Collectively, met-OLE exhibited significant regulatory effects in LPS-induced canonical and non-canonical inflammasome signaling pathways in murine peritoneal macrophages.

10. OLE and Met-OLE Induced Epigenetic Histone Modifications

In an attempt to elucidate the role of epigenetic histone mechanisms underlying met-OLE’s anti-inflammatory effects, we explored met-OLE-induced epigenetic changes in histone markers and cytokine-correlated production, compared to OLE. We isolated histones from mice spleen cells and measured their expression by Western blot. A total of three H3 histone modifications were evaluated on several lysine residues: H3K18ac, H3K9me3 and H3K27me3. Acetylation of H3 is associated with the induction of expression, while methylation is a repressive marker. Consistent with that, basal levels of H3K18ac were induced, as well as H3K9me3 and H3K27me3 being significantly decreased after exposure to LPS exposition (+ p < 0.05; ++ p < 0.01 vs. unstimulated cells). Surprisingly, as shown in Figure 7A, pretreated cells with OLE and met-OLE counteracted LPS induction, preventing H3K18 acetylation or H3K9 and H3K27 demethylation (* p < 0.05; ** p < 0.01 vs. LPS-DMSO stimulated cells). Subsequently, we next evaluated the levels of several modulated cytokines that have been associated with the markers of these histones in their promoter regions. Particularly, levels of IL-17, IL-1β and IL-6 were up-regulated after LPS stimulation (+ p < 0.05; ++ p < 0.01; +++ p < 0.001 vs. unstimulated cells), while the treatments with OLE and met-OLE were able to considerably reduce them. These results with previous results obtained for the histones’ modifications (* p < 0.05; ** p < 0.01; *** p < 0.001 vs. LPS-DMSO stimulated cells) (Figure 7B).

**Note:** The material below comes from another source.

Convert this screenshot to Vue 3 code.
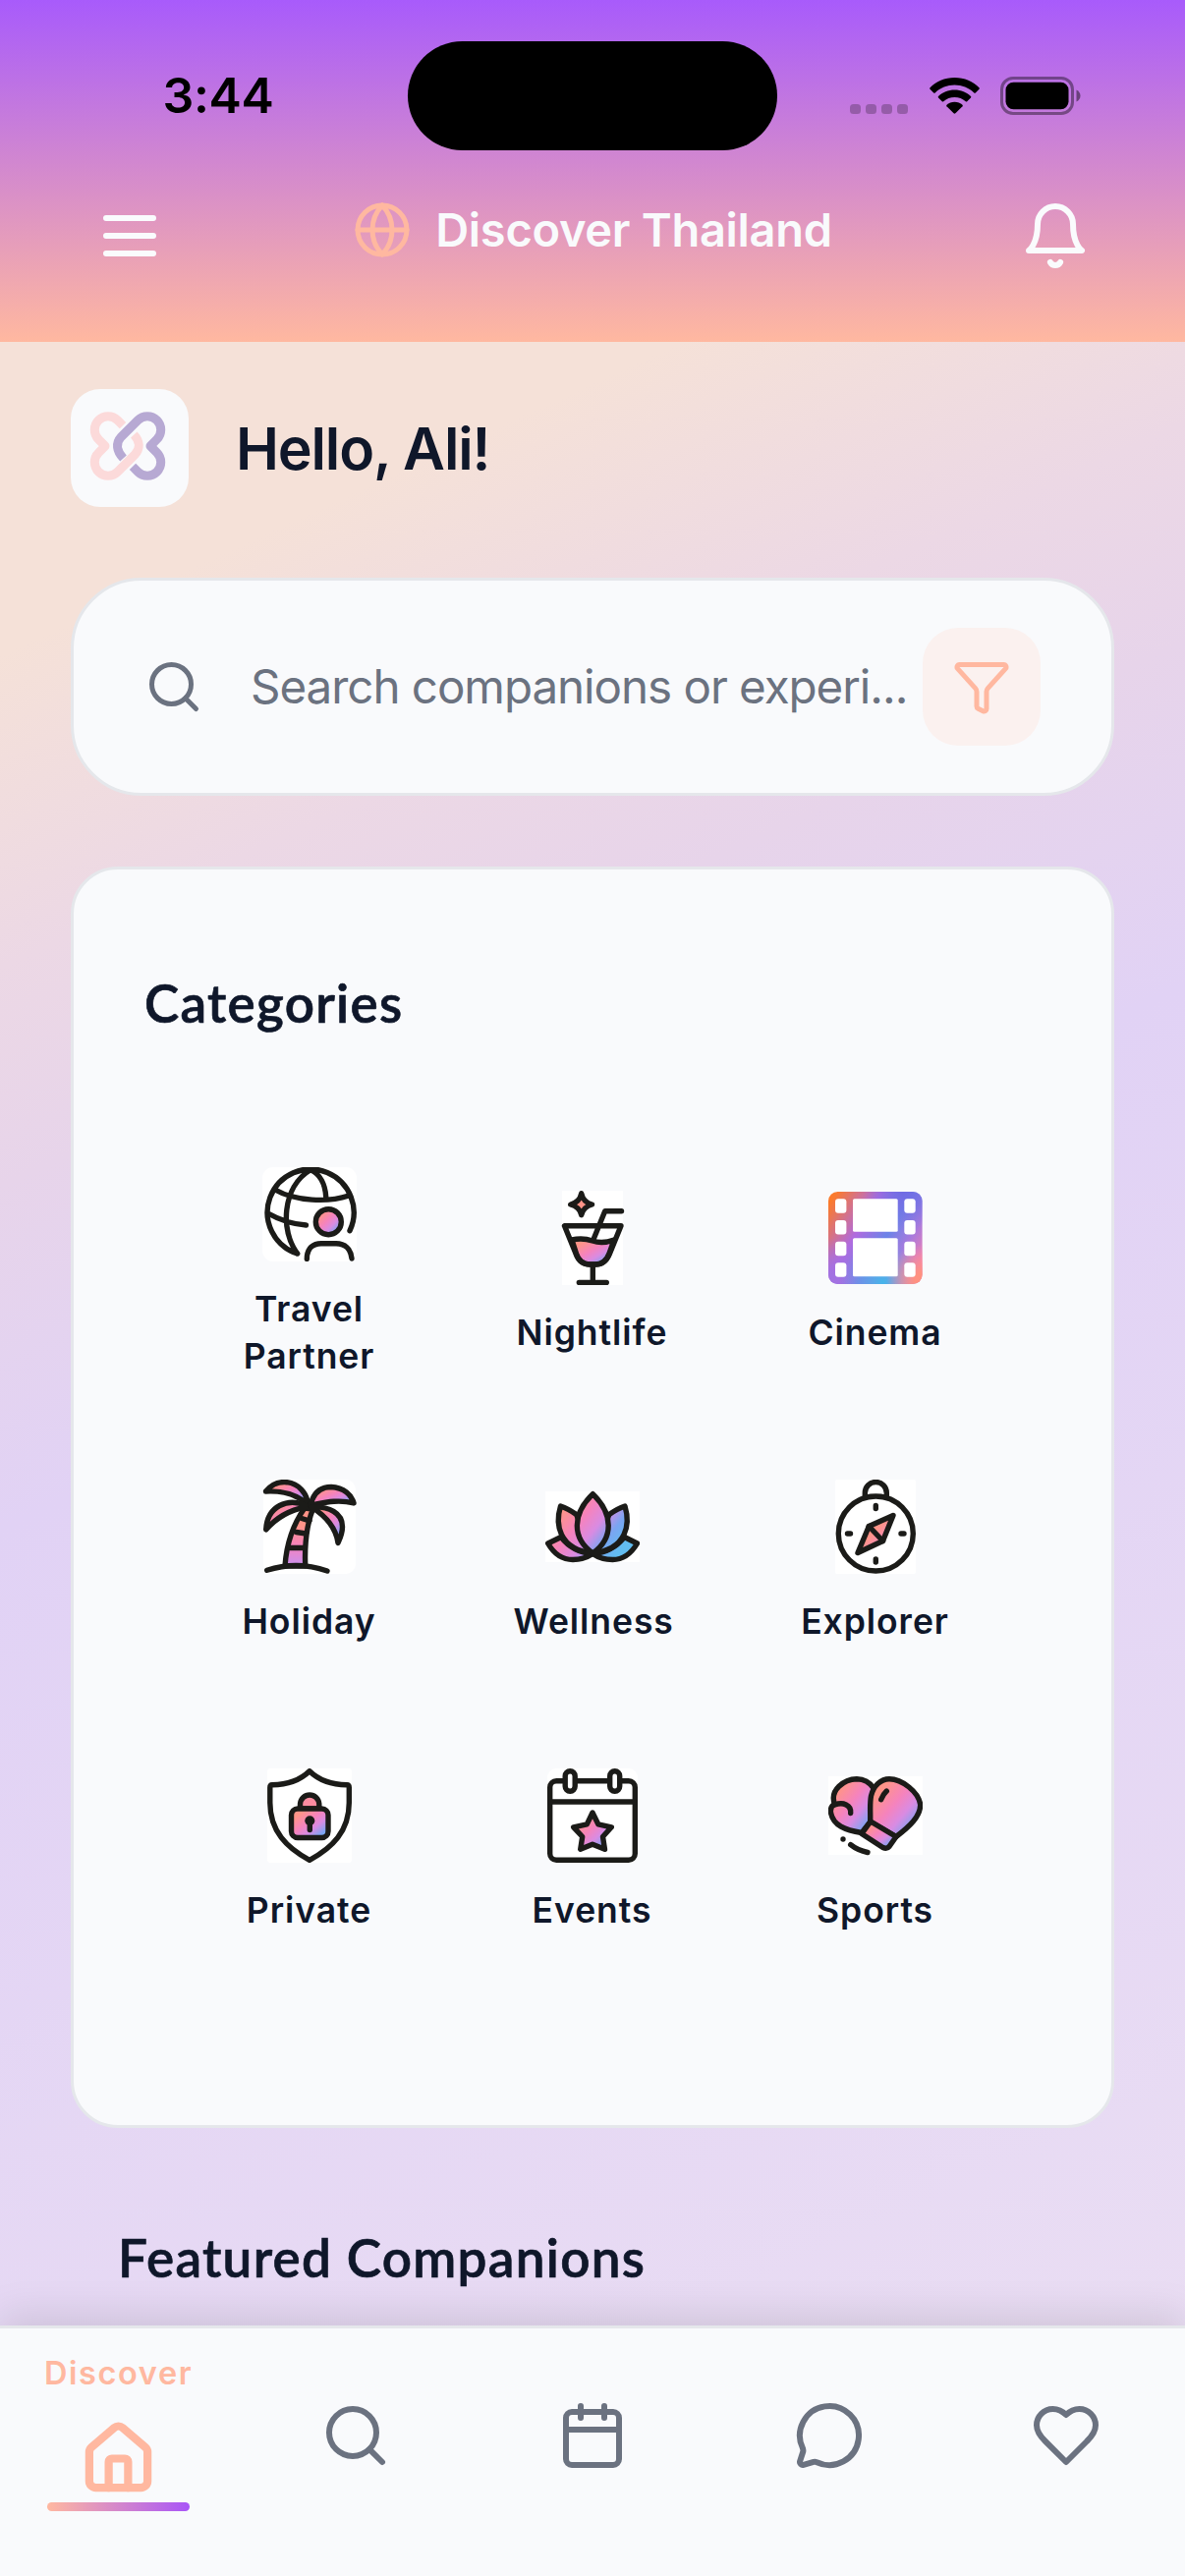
<script setup>
const categories = [
  { id: 'travel', label: 'Travel Partner' },
  { id: 'nightlife', label: 'Nightlife' },
  { id: 'cinema', label: 'Cinema' },
  { id: 'holiday', label: 'Holiday' },
  { id: 'wellness', label: 'Wellness' },
  { id: 'explorer', label: 'Explorer' },
  { id: 'private', label: 'Private' },
  { id: 'events', label: 'Events' },
  { id: 'sports', label: 'Sports' },
]
</script>

<template>
  <div class="screen">
    <header class="header">
      <div class="status">
        <span class="time">3:44</span>
        <div class="island"></div>
        <div class="indicators">
          <div class="dots"><i></i><i></i><i></i><i></i></div>
          <svg class="wifi" viewBox="0 0 51 37">
            <path d="M25.500 0C35.500 0 44.500 3.900 50.500 10.200Q51.200 11 50.500 11.700L46.800 15.400Q46 16 45.300 15.400C40 10.400 33 7.600 25.500 7.600S11 10.400 5.700 15.400Q5 16 4.200 15.400L.5 11.700Q-.2 11 .5 10.200C6.500 3.900 15.500 0 25.500 0Z" />
            <path d="M25.500 12.500C32 12.500 37.800 15 42 19Q42.700 19.800 42 20.500L38.200 24.200Q37.500 24.800 36.800 24.200C33.700 21.500 29.800 20 25.500 20S17.300 21.500 14.200 24.200Q13.500 24.800 12.800 24.200L9 20.500Q8.300 19.800 9 19C13.200 15 19 12.500 25.500 12.500Z" />
            <path d="M25.500 24.800C28.600 24.800 31.400 26 33.500 27.800Q34.200 28.600 33.500 29.300L26.400 36.300Q25.500 37 24.600 36.300L17.500 29.300Q16.800 28.600 17.500 27.800C19.600 26 22.400 24.800 25.500 24.800Z" />
          </svg>
          <svg class="battery" viewBox="0 0 82 39">
            <rect x="1.500" y="1.500" width="72" height="36" rx="11.500" fill="none" stroke="#000" stroke-opacity=".4" stroke-width="3" />
            <rect x="5.500" y="5.700" width="64" height="27.600" rx="8" />
            <path d="M77.500 13.500C80 14.600 81.500 16.800 81.500 19.500S80 24.400 77.500 25.500Z" fill-opacity=".45" />
          </svg>
        </div>
      </div>
      <div class="topbar">
        <svg class="ic72 light" viewBox="0 0 24 24"><path d="M4 6h16M4 12h16M4 18h16" /></svg>
        <div class="title">
          <svg class="ic60 coral" viewBox="0 0 24 24"><circle cx="12" cy="12" r="10" /><path d="M12 2a14.500 14.500 0 0 0 0 20 14.500 14.500 0 0 0 0-20M2 12h20" /></svg>
          <span>Discover Thailand</span>
        </div>
        <svg class="ic72 light" viewBox="0 0 24 24"><path d="M6 8a6 6 0 0 1 12 0c0 7 3 9 3 9H3s3-2 3-9M10.300 21a1.940 1.940 0 0 0 3.400 0" /></svg>
      </div>
    </header>

    <main class="main">
      <div class="greeting">
        <div class="logo">
          <svg viewBox="0 0 120 120" fill="none" stroke-width="9" stroke-linejoin="round">
            <path stroke="#fcdada" d="M53 37.100L47.700 31.800A13.700 13.700 0 0 0 28.300 51.200L35 58L28.300 64.800A13.700 13.700 0 0 0 47.700 84.200L65 67C71 61 70.500 53 64.300 46.500" />
            <path stroke="#b7a9d3" d="M63 78.900L68.300 84.200A13.700 13.700 0 0 0 87.700 64.800L81 58L87.700 51.200A13.700 13.700 0 0 0 68.300 31.800L51 49C45.500 55 46.500 63 53.500 70.500" />
          </svg>
        </div>
        <h1>Hello, Ali!</h1>
      </div>

      <div class="search">
        <svg class="ic60 grey" viewBox="0 0 24 24"><circle cx="11" cy="11" r="8" /><path d="m21 21-4.300-4.300" /></svg>
        <span class="placeholder">Search companions or experi...</span>
        <div class="filter">
          <svg class="ic60 coral" viewBox="0 0 24 24"><path d="M10 20a1 1 0 0 0 .553.895l2 1A1 1 0 0 0 14 21v-7a2 2 0 0 1 .517-1.341L21.740 4.670A1 1 0 0 0 21 3H3a1 1 0 0 0-.742 1.670l7.225 7.989A2 2 0 0 1 10 14z" /></svg>
        </div>
      </div>

      <section class="card">
        <h2>Categories</h2>
        <div class="grid">
          <div v-for="c in categories" :key="c.id" class="cell">
            <svg class="art" viewBox="0 0 96 96">
              <defs>
                <linearGradient :id="'g-' + c.id" x1="0" y1="0" x2="1" y2="1">
                  <stop offset=".2" stop-color="#ff9488" />
                  <stop offset=".46" stop-color="#f583bd" />
                  <stop offset=".64" stop-color="#d98be2" />
                  <stop offset=".85" stop-color="#7aa5f2" />
                </linearGradient>
              </defs>

              <g v-if="c.id === 'travel'">
                <rect class="paper" width="96" height="96" rx="11" />
                <path d="M89 64.700A44 44 0 1 0 35.700 88M49 2.700C20 20 18 65 35.700 88M49 2.700C59 7 64 18 64.700 30M13 23C34 35 67 36 88 29M5.700 47C18 54 30 58 44.500 59" />
                <circle cx="67.300" cy="55.700" r="13" fill="url(#g-travel)" />
                <path d="M45.300 93.500C45.300 82 52 77.700 60 77.700H75C84 77.700 90 83 91 93" />
              </g>

              <g v-else-if="c.id === 'nightlife'">
                <rect class="paper" x="17" width="62" height="96" />
                <path d="M36.700 2.700Q38.500 11.500 47.500 14Q38.500 16.500 36.700 24.700Q35 16.500 25.700 14Q35 11.500 36.700 2.700Z" fill="#ff9488" />
                <path d="M27 50Q38 47.500 48 51T70 50L65 64Q61 75 51 75H45.500Q35 75 31.500 64Z" fill="url(#g-nightlife)" />
                <path d="M19.500 35.700H77L65.500 64Q61 75 51 75H45.500Q35 75 31 64ZM77.500 20.700H60.700L49 49.500M48.300 75V93.500M34.300 93.500H62.300" />
              </g>

              <g v-else-if="c.id === 'cinema'">
                <defs>
                  <linearGradient id="film" x1="0" y1=".15" x2="1" y2=".75">
                    <stop offset="0" stop-color="#fb7a2c" />
                    <stop offset=".35" stop-color="#b06bdf" />
                    <stop offset=".6" stop-color="#6b83e8" />
                    <stop offset=".8" stop-color="#a87add" />
                    <stop offset="1" stop-color="#f080b4" />
                  </linearGradient>
                  <radialGradient id="film-sky" cx="0.580" cy=".98" r=".45">
                    <stop offset="0" stop-color="#45b5ea" /><stop offset="1" stop-color="#5aa5ea" stop-opacity="0" />
                  </radialGradient>
                  <radialGradient id="film-coral" cx="1" cy=".95" r=".38">
                    <stop offset=".2" stop-color="#ff9180" /><stop offset="1" stop-color="#ff8fa0" stop-opacity="0" />
                  </radialGradient>
                  <radialGradient id="film-violet" cx="0" cy="1" r=".5">
                    <stop offset=".2" stop-color="#a372e2" /><stop offset="1" stop-color="#a372e2" stop-opacity="0" />
                  </radialGradient>
                  <radialGradient id="film-indigo" cx=".8" cy="0" r=".42">
                    <stop offset="0" stop-color="#6f6be4" /><stop offset="1" stop-color="#7b6ce2" stop-opacity="0" />
                  </radialGradient>
                </defs>
                <rect v-for="f in ['film', 'film-violet', 'film-sky', 'film-indigo', 'film-coral']" :key="f" class="flat" y="1" width="95.600" height="94" rx="9.500" :fill="`url(#${f})`" />
                <rect v-for="y in [8.300, 30, 51.700, 73.300]" :key="'l' + y" class="paper" x="7" :y="y" width="11.400" height="14.500" rx="3" />
                <rect v-for="y in [8.300, 30, 51.700, 73.300]" :key="'r' + y" class="paper" x="77.300" :y="y" width="11.400" height="14.500" rx="3" />
                <rect class="paper" x="25" y="8.300" width="45.700" height="33.400" rx="1.500" />
                <rect class="paper" x="25" y="48.300" width="45.700" height="39" rx="1.500" />
              </g>

              <g v-else-if="c.id === 'holiday'">
                <defs>
                  <linearGradient id="trunk" x1="0" y1="0" x2="0" y2="1">
                    <stop offset=".3" stop-color="#ff9488" />
                    <stop offset=".65" stop-color="#f583bd" />
                    <stop offset=".95" stop-color="#cf8fe8" />
                  </linearGradient>
                </defs>
                <rect class="paper" x="1" width="94" height="96" rx="10" />
                <path d="M23 88C24.500 66 31 46 43 29L51.500 30C45 46 43 68 43.700 88Z" fill="url(#trunk)" />
                <g fill="url(#g-holiday)">
                  <path d="M3.500 12C10 4 18 2 25 2.700C37 4.500 45 13 46.500 25C36 16 22 11 3.500 12Z" />
                  <path d="M44 26C26 19 5 26 3.700 51C14 39 28 31 44 28Z" />
                  <path d="M49 26C52 13 60 7.500 70 7.500C83 8 91 16 93 24C78 20 65 23 49 26Z" />
                  <path d="M50 28C68 27 81.500 34 81.500 48C81.500 55 79 60 77 64.500C75 50 66 38 50 28Z" />
                </g>
                <path d="M40 39.500L48 42M34.500 53.500L44.500 55M28 69.500H43M4.700 92.300C24 86 46 86 66 93" />
              </g>

              <g v-else-if="c.id === 'wellness'">
                <defs>
                  <linearGradient id="lotus" gradientUnits="userSpaceOnUse" x1="20" y1="28" x2="76" y2="72">
                    <stop offset="0" stop-color="#ff9488" />
                    <stop offset=".3" stop-color="#f583bd" />
                    <stop offset=".53" stop-color="#d98be2" />
                    <stop offset=".75" stop-color="#7aa5f2" />
                    <stop offset="1" stop-color="#62bdf0" />
                  </linearGradient>
                </defs>
                <rect class="paper" y="12" width="96" height="72" />
                <g fill="url(#lotus)">
                  <path d="M16 58.500L2.700 65C9 76 18 81.500 28 81.500Q39 81.500 48.300 75.500Q28 74 16 58.500Z" />
                  <path d="M80.500 58.500L93.500 65C87 76 78.500 81.500 68.500 81.500Q57 81.500 48.300 75.500Q68 74 80.500 58.500Z" />
                  <path d="M31.500 35.500Q23 29.500 15.500 27C10 45 13 71 48.300 75Z" />
                  <path d="M65 35.500Q73.500 29.500 81 27C86.500 45 83.500 71 48.300 75Z" />
                  <path d="M48.300 14.700C27 35 27 60 48.300 75C69.500 60 69.500 35 48.300 14.700Z" />
                </g>
              </g>

              <g v-else-if="c.id === 'explorer'">
                <defs>
                  <linearGradient id="needle" x1="0.300" y1=".3" x2=".8" y2=".8">
                    <stop offset=".3" stop-color="#ff9488" />
                    <stop offset="1" stop-color="#ee86d0" />
                  </linearGradient>
                </defs>
                <rect class="paper" x="7" width="82" height="96" rx="2" />
                <circle cx="48.300" cy="55" r="38" />
                <path d="M37.300 17V13.500A11 11 0 0 1 59.300 13.500V17M48.300 26.500V29.500M48.300 81V84M19.500 55H22.500M74 55H77" />
                <path d="M66 36.500L41.300 47.500L30 74.500L55.500 62.500Z" fill="url(#needle)" />
                <path d="M41.300 47.500L55.500 62.500" />
              </g>

              <g v-else-if="c.id === 'private'">
                <rect class="paper" x="5" width="86" height="96" rx="3" />
                <path d="M48 2.800C38 12.500 25 16.700 10 16.700Q7.800 16.700 7.800 19.500V35C7.800 64 25 81 48 93.300C71 81 88.300 64 88.300 35V19.500Q88.300 16.700 86 16.700C71 16.700 58 12.500 48 2.800Z" />
                <path d="M38.500 41V36A9.700 10 0 0 1 57.800 36V41Z" fill="#fb8ba0" />
                <rect x="29.500" y="41" width="37.500" height="29.500" rx="6.500" fill="url(#g-private)" />
                <circle class="ink" cx="48.300" cy="53.300" r="5" />
                <path d="M48.300 54V62.500" />
              </g>

              <g v-else-if="c.id === 'events'">
                <rect class="paper" x="2" width="92" height="96" rx="9" />
                <rect x="4.700" y="12.800" width="86.600" height="80.500" rx="6.500" />
                <path d="M5 34H91" />
                <rect class="paper inked" x="20.200" y="2.800" width="10" height="20.500" rx="5" />
                <rect class="paper inked" x="65.700" y="2.800" width="10" height="20.500" rx="5" />
                <path d="M48 45L53.800 56.800L67.300 59.800L58.500 69.500L60.500 82.300L48 77.300L35.700 82.300L37.700 69.500L28.700 59.800L42.300 56.800Z" fill="url(#g-events)" />
              </g>

              <g v-else>
                <rect class="paper" y="8" width="96" height="80" />
                <path d="M46 20C42 14 36 10.700 29 10.700C16 11 1 22 6.500 36.500C3 38 2 41 2.500 45C5 58 17 63 34 65.500L43 54Z" fill="url(#g-sports)" />
                <path d="M6.500 37C15 34 23.500 37 22.700 45.500" />
                <path d="M42.700 54C43 45 42 36 43.500 28C46 17 54 10.700 62 10.700C75 10.700 92 24 93.700 37C93.500 49 83 59 69 69.500Z" fill="url(#g-sports)" />
                <path d="M43 54L69 69.500L62 79.500Q59.500 82.500 55.500 80.500L34 66.500Z" fill="url(#g-sports)" />
                <path d="M59.300 23Q55.500 26.500 53.700 31.700M22.700 77.700Q30 83.500 40 85.500" />
                <circle class="ink" cx="15" cy="72" r="2.700" />
              </g>
            </svg>
            <span class="label">{{ c.label }}</span>
          </div>
        </div>
      </section>

      <h2 class="featured">Featured Companions</h2>
    </main>

    <nav class="nav">
      <div class="tab active">
        <span>Discover</span>
        <svg class="home" viewBox="0 0 24 24"><path d="M15 21v-8a1 1 0 0 0-1-1h-4a1 1 0 0 0-1 1v8" /><path d="M3 10a2 2 0 0 1 .709-1.528l7-5.999a2 2 0 0 1 2.582 0l7 5.999A2 2 0 0 1 21 10v9a2 2 0 0 1-2 2H5a2 2 0 0 1-2-2z" /></svg>
        <div class="bar"></div>
      </div>
      <div class="tab"><svg class="ic72 grey" viewBox="0 0 24 24"><circle cx="11" cy="11" r="8" /><path d="m21 21-4.300-4.300" /></svg></div>
      <div class="tab"><svg class="ic72 grey" viewBox="0 0 24 24"><path d="M8 2v4M16 2v4M3 10h18" /><rect x="3" y="4" width="18" height="18" rx="2" /></svg></div>
      <div class="tab"><svg class="ic72 grey" viewBox="0 0 24 24"><path d="M2.992 16.342a2 2 0 0 1 .094 1.167l-1.065 3.290a1 1 0 0 0 1.236 1.168l3.413-.998a2 2 0 0 1 1.099.092 10 10 0 1 0-4.777-4.719" /></svg></div>
      <div class="tab"><svg class="ic72 grey" viewBox="0 0 24 24"><path d="M19 14c1.490-1.460 3-3.210 3-5.500A5.500 5.500 0 0 0 16.500 3c-1.760 0-3 .5-4.500 2-1.500-1.500-2.740-2-4.500-2A5.500 5.500 0 0 0 2 8.500c0 2.300 1.500 4.050 3 5.500l7 7Z" /></svg></div>
    </nav>
  </div>
</template>

<style>
body { margin: 0; }
</style>

<style scoped>
.screen {
  width: 1206px;
  height: 2622px;
  display: flex;
  flex-direction: column;
  overflow: hidden;
  font-family: Inter, "Liberation Sans", sans-serif;
  color: #0f172a;
  background: linear-gradient(155.300deg, #f5e1d8 21%, #ecd8e5 31%, #e7d4ea 38%, #e1d2f5 49%, #ebdff3 100%);
}
.header {
  height: 348px;
  flex: none;
  background: linear-gradient(180deg, #a85bfb, #ffb8a0);
}
.status {
  height: 194px;
  display: grid;
  grid-template-columns: 415px 376px 1fr;
  align-items: center;
}
.time {
  padding-left: 29px;
  text-align: center;
  font-size: 50px;
  font-weight: 600;
  letter-spacing: -.3px;
  color: #000;
}
.island { height: 111px; border-radius: 56px; background: #000; }
.indicators { display: flex; align-items: center; padding-left: 74px; }
.dots { display: flex; gap: 5.500px; margin: 27px 22px 0 0; }
.dots i { width: 10.500px; height: 10px; border-radius: 3.500px; background: rgba(0, 0, 0, .24); }
.wifi { width: 51px; height: 37px; }
.battery { width: 82px; height: 39px; margin-left: 21px; }
.topbar { display: flex; justify-content: space-between; padding: 10px 96px 0; }
.title {
  display: flex;
  height: 60px;
  align-items: center;
  gap: 24px;
  color: #f9fafc;
  font-size: 47px;
  font-weight: 600;
  letter-spacing: -.3px;
  white-space: nowrap;
}
.title span { padding-bottom: 2px; }
.ic60, .ic72, .home {
  flex: none;
  fill: none;
  stroke: currentColor;
  stroke-width: 2;
  stroke-linecap: round;
  stroke-linejoin: round;
}
.ic60 { width: 60px; height: 60px; }
.ic72 { width: 72px; height: 72px; }
.light { color: #fafbfd; }
.coral { color: #ffb8a0; }
.grey { color: #6b7280; }

.main { flex: 1; min-height: 0; overflow: hidden; padding: 48px 72px 0; }
.greeting { display: flex; align-items: center; gap: 48px; }
.logo { width: 120px; height: 120px; border-radius: 30px; background: #f9fafc; }
.logo svg { display: block; }
h1 { margin: 0; font-size: 59px; font-weight: 600; letter-spacing: -1.150px; }
.search {
  box-sizing: border-box;
  height: 222px;
  margin-top: 72px;
  padding: 0 72px;
  display: flex;
  align-items: center;
  border: 3px solid #e5e7eb;
  border-radius: 72px;
  background: #f9fafc;
}
.placeholder {
  flex: 1;
  margin-left: 48px;
  padding-bottom: 2px;
  white-space: nowrap;
  font-size: 47.500px;
  color: #6b7280;
  letter-spacing: -1.030px;
}
.filter {
  width: 120px;
  height: 120px;
  border-radius: 36px;
  background: #fbf1ef;
  display: grid;
  place-items: center;
}
.card {
  box-sizing: border-box;
  height: 1284px;
  margin-top: 72px;
  padding: 95px 72px 0;
  border: 3px solid #e5e7eb;
  border-radius: 48px;
  background: #f9fafc;
}
h2 {
  margin: 0;
  font-family: Lato, sans-serif;
  font-size: 53px;
  line-height: 82px;
  font-weight: 600;
  letter-spacing: 1.300px;
  -webkit-text-stroke: .7px #0f172a;
}
.grid {
  width: 864px;
  margin: 87px auto 0;
  display: grid;
  grid-template-columns: repeat(3, 1fr);
  grid-auto-rows: 294px;
}
.cell {
  display: flex;
  flex-direction: column;
  align-items: center;
  justify-content: center;
  gap: 24px;
}
.art { width: 96px; height: 96px; }
.art g {
  stroke: #1b1b18;
  stroke-width: 5.400;
  stroke-linecap: round;
  stroke-linejoin: round;
}
.art > g { fill: none; }
.art .paper { fill: #fff; stroke: none; }
.art .inked { stroke: #1b1b18; }
.art .flat { stroke: none; }
.art .ink { fill: #1b1b18; stroke: none; }
.label {
  position: relative;
  top: 1px;
  max-width: 160px;
  padding-right: 1px;
  text-align: center;
  font-size: 35.500px;
  line-height: 48px;
  font-weight: 600;
  letter-spacing: .95px;
}
.featured { margin: 91px 0 0 48px; }

.nav {
  box-sizing: border-box;
  position: relative;
  height: 255px;
  flex: none;
  display: flex;
  border-top: 3px solid #e5e7eb;
  background: #f9fafc;
  box-shadow: 0 -12px 36px rgba(0, 0, 0, .1);
}
.tab {
  flex: 1;
  display: flex;
  flex-direction: column;
  align-items: center;
  padding-top: 73px;
}
.active { padding-top: 26px; color: #ffb8a0; }
.active span { font-size: 32.500px; line-height: 40px; font-weight: 600; letter-spacing: 1.600px; }
.home { width: 79px; height: 79px; margin-top: 27px; stroke-width: 2.500; }
.bar {
  width: 145px;
  height: 9px;
  margin-top: 5px;
  border-radius: 5px;
  background: linear-gradient(90deg, #ffb8a0, #a855f7);
}
</style>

Figure 7. (A) Epigenetic modifications of histones by OLE and met-OLE and (B) the cytokine-related response. Spleen cells were pre-treated with OLE (50 μM) or met-OLE (50, 25 or 12.5 μM) for 30 min and then, LPS-stimulated during an 18 h period. The histones were isolated from cells and the expression of H3 modifications was evaluated using antibodies for H3K18ac, H3K9me3 and H3K27me3 by Western blot. Related cytokine levels were measured in cell supernatants using specific ELISA assays. Results are presented as the mean ± SEM of at least six independent experiments. + p < 0.05; ++ p < 0.01; +++ p < 0.001 vs. unstimulated cells; * p < 0.05; ** p < 0.01; *** p < 0.001 vs. LPS-DMSO stimulated cells.
Interestingly, all together the results suggest that OLE and met-OLE exert effects on epigenetic regulation in acute inflammatory responses and innate immunity, reducing H3K18 acetylation and inducing H3K9 and H3K27 methylation on il17, il1β and il6 promoters, and probably suppressing their transcription.